JOINT BASE CHARLESTON, SOUTH CAROLINA –
“Words matter, actions matter more and mindset matters most,” defines my command philosophy for the U.S. Coast Guard Maritime Law Enforcement Academy (MLEA).
As leaders the words we choose are crucial to communicating the right message. Furthermore, we must model and practice what we preach because our actions will certainly communicate an even stronger message. Most noteworthy, are the overriding and all important impacts of mindset/attitude on leadership and life. Let’s look at mindset within the context of policing, a topic many of us have been encouraged by current events to think about a lot recently.
The 21st century task force on policing was created by President Obama’s Executive Order “[o]n December 18, 2014 . . . to respond to a number of serious incidents between law enforcement and the communities they serve and protect.

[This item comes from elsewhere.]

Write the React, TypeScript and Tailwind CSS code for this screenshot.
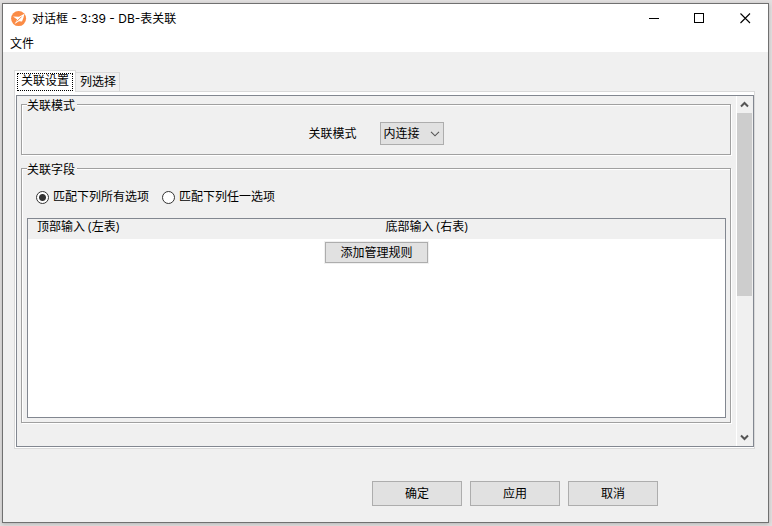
import { useState } from "react";

const joinTypes = ["内连接", "左连接", "右连接", "全连接"];

function Logo() {
  return (
    <svg width="16" height="16" viewBox="0 0 16 16" aria-hidden="true">
      <circle cx="7.6" cy="7.6" r="7.5" fill="#fb8c46" />
      <path d="M2 5.6 8 5.8 13.4 2.8 12.4 7 11 10.4 8 10.2 3.6 13 6.2 8.4Z" fill="#fff" />
      <path d="M5.8 10.4 10.6 5.6" stroke="#fb8c46" strokeWidth="1" fill="none" />
    </svg>
  );
}

function TitleBar() {
  return (
    <header className="bg-white">
      <div className="flex h-[29px] items-center justify-between pl-2">
        <div className="flex items-center gap-[5px]">
          <Logo />
          <h1 className="font-['Inter','Noto_Sans_CJK_SC',sans-serif] text-[12px] leading-4">
            对话框 - 3:39 - DB-表关联
          </h1>
        </div>
        <div className="flex h-full">
          <button aria-label="最小化" className="flex w-[46px] items-center justify-center">
            <svg width="11" height="11" viewBox="0 0 11 11" shapeRendering="crispEdges">
              <path d="M0 5.5h10" stroke="#000" />
            </svg>
          </button>
          <button aria-label="最大化" className="flex w-[45px] items-center justify-center">
            <svg width="11" height="11" viewBox="0 0 11 11" shapeRendering="crispEdges">
              <path d="M.5.5h9v9h-9z" stroke="#000" fill="none" />
            </svg>
          </button>
          <button aria-label="关闭" className="flex w-[46px] items-center justify-center">
            <svg width="11" height="11" viewBox="0 0 11 11">
              <path d="M.5.5l9.5 9.5M10 .5l-9.5 9.5" stroke="#000" strokeWidth="1.1" />
            </svg>
          </button>
        </div>
      </div>
      <nav className="flex h-[19px] items-end pl-[7px]">
        <button className="leading-4">文件</button>
      </nav>
    </header>
  );
}

function ScrollBar() {
  return (
    <div className="flex w-[17px] shrink-0 flex-col border-x border-l-white border-r-[#f0f0f0] bg-[#f0f0f0]">
      <button aria-label="向上滚动" className="flex h-[17px] items-center justify-center">
        <svg width="9" height="7" viewBox="0 0 9 7">
          <path d="M1 5.5 4.5 2 8 5.5" stroke="#555" strokeWidth="2" fill="none" />
        </svg>
      </button>
      <div className="flex-1">
        <div className="h-[58%] bg-[#cdcdcd]"></div>
      </div>
      <button aria-label="向下滚动" className="flex h-[17px] items-center justify-center">
        <svg width="9" height="7" viewBox="0 0 9 7">
          <path d="M1 1.5 4.5 5 8 1.5" stroke="#555" strokeWidth="2" fill="none" />
        </svg>
      </button>
    </div>
  );
}

function Radio({ label, checked, onChange }: { label: string; checked: boolean; onChange: () => void }) {
  return (
    <label className="flex items-center gap-1 leading-[18px]">
      <input
        type="radio"
        name="match"
        checked={checked}
        onChange={onChange}
        className="h-[13px] w-[13px] appearance-none rounded-full border border-[#333] bg-white checked:bg-[radial-gradient(circle,#333_0,#333_3px,#fff_4px)]"
      />
      {label}
    </label>
  );
}

export default function App() {
  const [tab, setTab] = useState(0);
  const [match, setMatch] = useState("all");

  return (
    <div className="h-screen bg-[#e2e0e0] pt-[3px] pr-[3px] pb-[3px] pl-[2px] font-['Open_Sans','Noto_Sans_CJK_SC',sans-serif] text-[12px] text-black">
      <div className="flex h-full flex-col border border-[#707070] bg-[#f0f0f0] shadow-[0_1px_4px_#b0b0b0]">
        <TitleBar />

        <main className="flex min-h-0 flex-1 flex-col pt-[18px] pr-[13px] pl-[11px]">
          {/* Tabs */}
          <div role="tablist" className="flex h-[21px] shrink-0 items-end">
            <button
              role="tab"
              aria-selected={tab === 0}
              onClick={() => setTab(0)}
              className="z-10 -mb-px flex h-[22px] w-[62px] border border-b-0 border-[#d9d9d9] bg-white px-[2px] pt-[2px] pb-px"
            >
              <span className="h-full w-full border border-dotted border-black leading-[14px]">关联设置</span>
            </button>
            <button
              role="tab"
              aria-selected={tab === 1}
              onClick={() => setTab(1)}
              className="h-[19px] w-11 border border-b-0 border-l-0 border-[#d9d9d9] pl-px leading-[18px]"
            >
              列选择
            </button>
          </div>

          {/* Panel */}
          <div className="flex min-h-0 flex-1 border border-[#d9d9d9] bg-white px-px pt-[3px] pb-px pr-0">
            <div className="flex min-w-0 flex-1 border border-[#828790] bg-[#f0f0f0]">
              <div className="flex min-w-0 flex-1 flex-col gap-[5px] pr-[5px] pb-[23px] pl-1">
                <fieldset className="min-w-0 border border-[#a0a0a0] px-[5px] py-[9px] shadow-[1px_1px_0_#fff,inset_1px_1px_0_#fff]">
                  <legend className="h-[17px] bg-[#f0f0f0] pr-[2px] leading-[19px]">关联模式</legend>
                  <div className="flex items-center justify-center gap-[23px]">
                    <label htmlFor="join">关联模式</label>
                    <div className="relative">
                      <select
                        id="join"
                        className="block h-[23px] w-16 appearance-none border border-[#adadad] bg-[#e1e1e1] pl-[3px]"
                      >
                        {joinTypes.map((type) => (
                          <option key={type}>{type}</option>
                        ))}
                      </select>
                      <svg
                        width="10"
                        height="6"
                        viewBox="0 0 10 6"
                        className="pointer-events-none absolute top-[9px] right-1"
                      >
                        <path d="M1 .8 5 4.8 9 .8" stroke="#555" strokeWidth="1.1" fill="none" />
                      </svg>
                    </div>
                  </div>
                </fieldset>

                <fieldset className="flex min-w-0 flex-1 flex-col border border-[#a0a0a0] pt-[11px] pr-1 pb-1 pl-[5px] shadow-[1px_1px_0_#fff,inset_1px_1px_0_#fff]">
                  <legend className="h-[17px] bg-[#f0f0f0] pr-[2px] leading-[19px]">关联字段</legend>
                  <div className="flex gap-[13px] pl-[9px]">
                    <Radio label="匹配下列所有选项" checked={match === "all"} onChange={() => setMatch("all")} />
                    <Radio label="匹配下列任一选项" checked={match === "any"} onChange={() => setMatch("any")} />
                  </div>
                  <div className="mt-3 flex-1 border border-[#828790] bg-white">
                    <table className="w-full table-fixed">
                      <thead className="bg-[#f0f0f0]">
                        <tr className="h-5 text-left align-top">
                          <th className="pl-[9px] align-top leading-[15px] font-normal">顶部输入 (左表)</th>
                          <th className="pl-[9px] align-top leading-[15px] font-normal">底部输入 (右表)</th>
                        </tr>
                      </thead>
                      <tbody>
                        <tr>
                          <td colSpan={2} className="pt-[3px] text-center">
                            <button className="h-[21px] w-[103px] border border-[#adadad] bg-[#e1e1e1] leading-4 shadow-[0_0_0_1px_#f0f0f0]">
                              添加管理规则
                            </button>
                          </td>
                        </tr>
                      </tbody>
                    </table>
                  </div>
                </fieldset>
              </div>
              <ScrollBar />
            </div>
          </div>
        </main>

        <footer className="flex justify-end gap-2 pt-8 pr-[110px] pb-4">
          {["确定", "应用", "取消"].map((text) => (
            <button key={text} className="h-[25px] w-[90px] border border-[#adadad] bg-[#e1e1e1]">
              {text}
            </button>
          ))}
        </footer>
      </div>
    </div>
  );
}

The President wanted a quick but thorough response that would begin the process of healing and restore community trust.” 
One underlying theme from the report was the importance of a change in policing culture from that of “warriors” to “guardians.” The report quotes Plato, who said:
“In a republic that honors the core of democracy—the greatest amount of power is given to those called Guardians. Only those with the most impeccable character are chosen to bear the responsibility of protecting the democracy.”

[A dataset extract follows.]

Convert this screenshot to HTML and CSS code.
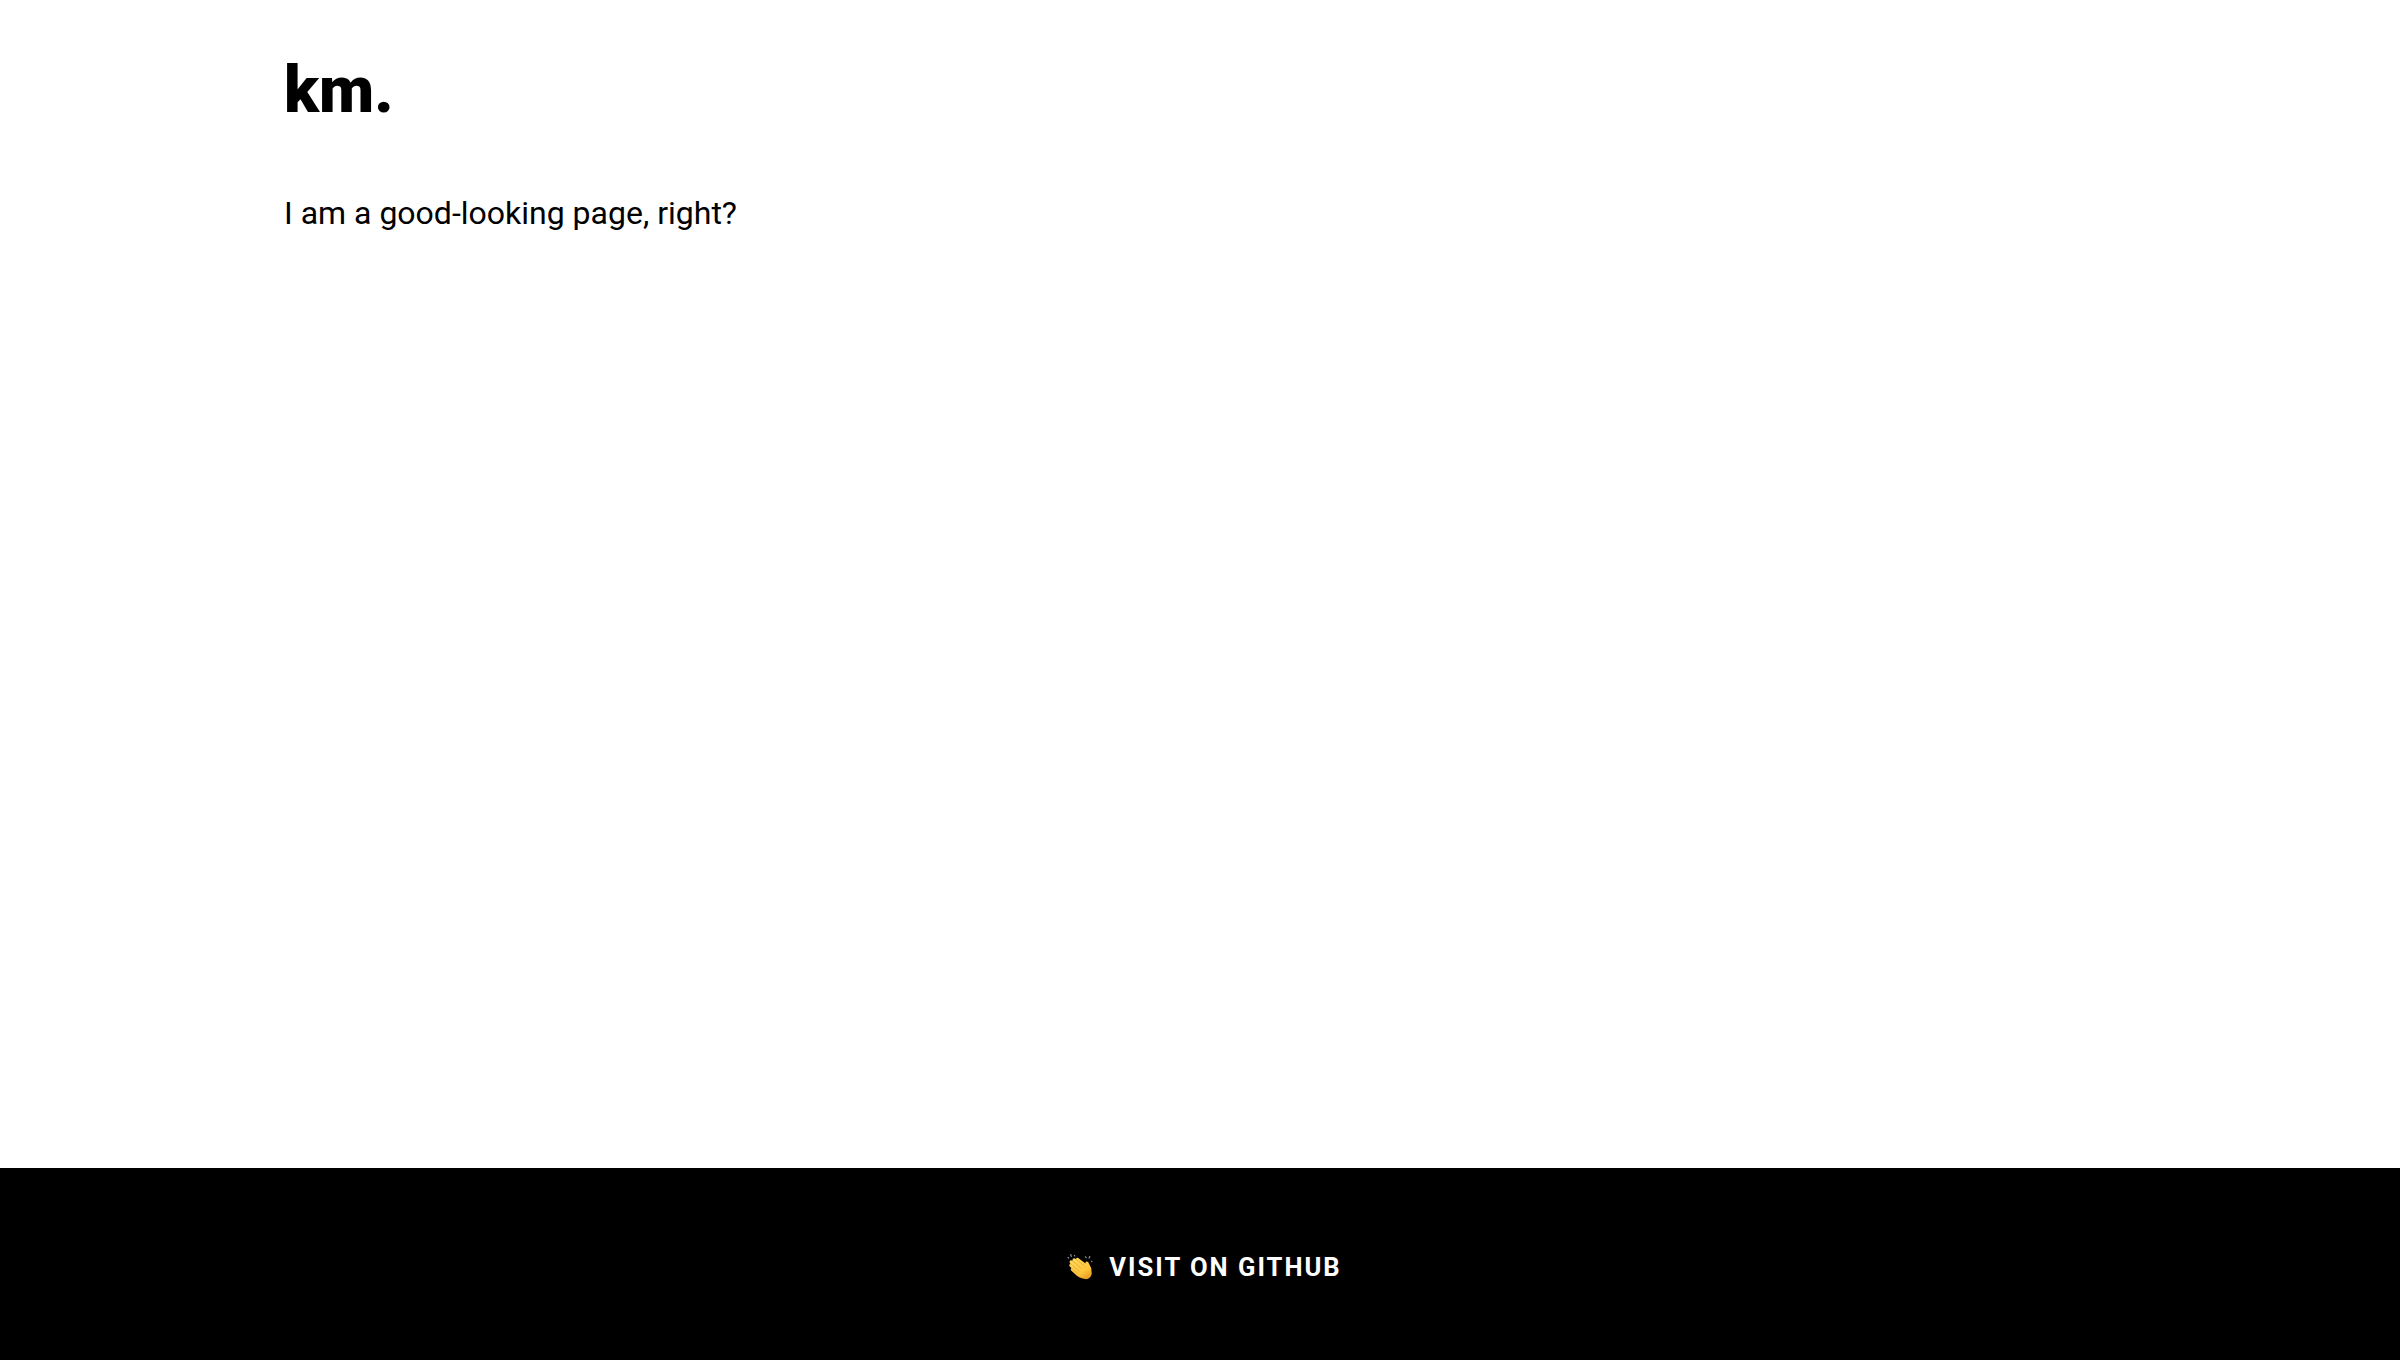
FILE: index.html
```html
<!DOCTYPE html>
<html lang="en">
<head>
<meta charset="utf-8">
<title>km.</title>
<link rel="stylesheet" href="styles.css">
</head>
<body>
<main class="page">
  <h1 class="logo">km.</h1>
  <p class="lead">I am a good-looking page, right?</p>
</main>
<footer class="footer">
  <a class="link">
    <svg class="clap" viewBox="0 0 26 28" aria-hidden="true">
      <defs>
        <linearGradient id="skin" x1="0" y1="0" x2="0.6" y2="1">
          <stop offset="0" stop-color="#ffdc5e"/>
          <stop offset="0.75" stop-color="#fdc53c"/>
          <stop offset="1" stop-color="#eba426"/>
        </linearGradient>
      </defs>
      <path fill="url(#skin)" d="M2.6 9.2Q2.3 7.5 4 7.3L5.5 7.8Q5.2 5.4 7 5.2L9 6Q9.5 4.4 11.2 4.9L18.5 10.6L18.4 9.4Q19.8 7.6 21.3 9.2L24.2 15L24.8 20.7Q23.6 25.4 19.5 26.2Q13.5 26 9.6 22.6L4.4 17.7Q2.9 16 4.5 15.2L2.6 13.2Q1.5 11.5 3.4 11Z"/>
      <path fill="none" stroke="#d99423" stroke-width="0.5" stroke-linecap="round" d="M5.5 7.9L14 15M4 11L12 18M4.5 15.3L10.5 20.2M9 6.1L17.5 13"/>
      <path fill="none" stroke="#98a4aa" stroke-width="1.1" stroke-linecap="round" d="M1 4.5L1.7 5M3.7 1.5L4.3 3.4M7.5 2.4L7.8 3M18.5 3.8L19.2 4.8M22.8 3.4L22 5M24.5 8.2L25 8.4"/>
    </svg>
    <span class="label">Visit on GitHub</span>
  </a>
</footer>
</body>
</html>
```
FILE: styles.css
```css
* { box-sizing: border-box; }
body {
  margin: 0;
  min-height: 100vh;
  display: flex;
  flex-direction: column;
  background: #fff;
  color: #000;
  font-family: Roboto, sans-serif;
}
.page {
  flex: 1;
  padding: 51px 284px 0;
}
.logo {
  margin: 0;
  font-size: 64px;
  line-height: 80px;
  font-weight: 900;
}
.lead {
  margin: 58px 0 0;
  font-size: 32px;
  line-height: 48px;
}
.footer {
  height: 192px;
  background: #000;
  display: flex;
  align-items: center;
  justify-content: center;
  padding: 6px 0 0 9px;
}
.link {
  display: flex;
  align-items: center;
  gap: 16px;
  color: #fff;
  font-size: 25.6px;
  line-height: 32px;
  font-weight: 700;
  letter-spacing: 2px;
  text-transform: uppercase;
}
.clap {
  width: 26px;
  height: 28px;
}
```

To make that culture change, much has been focused on the “mindsets” of those given law enforcement authority. The emphasis is on cultivating mindsets to stabilize and de-escalate encounters, while still respecting the U.S. constitution. Simply put, there is a shift from “warriors” looking to neutralize an enemy to “guardians” looking to protect a community. There is definitely a time and place for a warrior mindset; combat for instance or when protection of life demands it. However, by and large, the guardian mindset should be the initial default setting for officers conducting law enforcement.
The U. S. Coast Guard, as the one military branch with law enforcement authority, has consistently instilled this nuance in enforcement; so much so, that one of its seven principles of operations is “Restraint”- handed down from Alexander Hamilton himself as founder of the Revenue Marine in 1790. In a Letter of Instruction to those early enforcement officers dated June 4th, 1791, he said:
“They will endeavor to overcome difficulties, if any are experienced, by a cool and temperate perseverance in their duty—by address and moderation, rather than by vehemence or violence.”
To summarize, it is better to talk someone into compliance rather than forcing them into compliance. This requires the sometimes tedious work of listening, empathizing, asking, summarizing, explaining and even negotiating in a respectful manner.
So how does one cultivate an appropriate mindset, including the guardian mindset? It starts by performing in a manner which reflects that particular mindset and requires the will-power and self-discipline to practice and become proficient at applying it. Part of the process may mean becoming aware, mitigating and overcoming ingrained thoughts or biases counter-productive to the desired mindset.
The human mind is extraordinarily complex and we certainly don’t have all the answers, but the MLEA is committed to enabling the skills of its students including their guardian, fitness, survivor, resilience and growth mindsets. I encourage you to cultivate and enable productive mindsets daily. Such efforts will make you, your subordinates, your command and your community better.
 COPS Office. 2015. President’s Task Force on 21st Century Policing Implementation Guide: Moving from Recommendations to Action. Washington, DC: Office of Community Oriented Policing Services.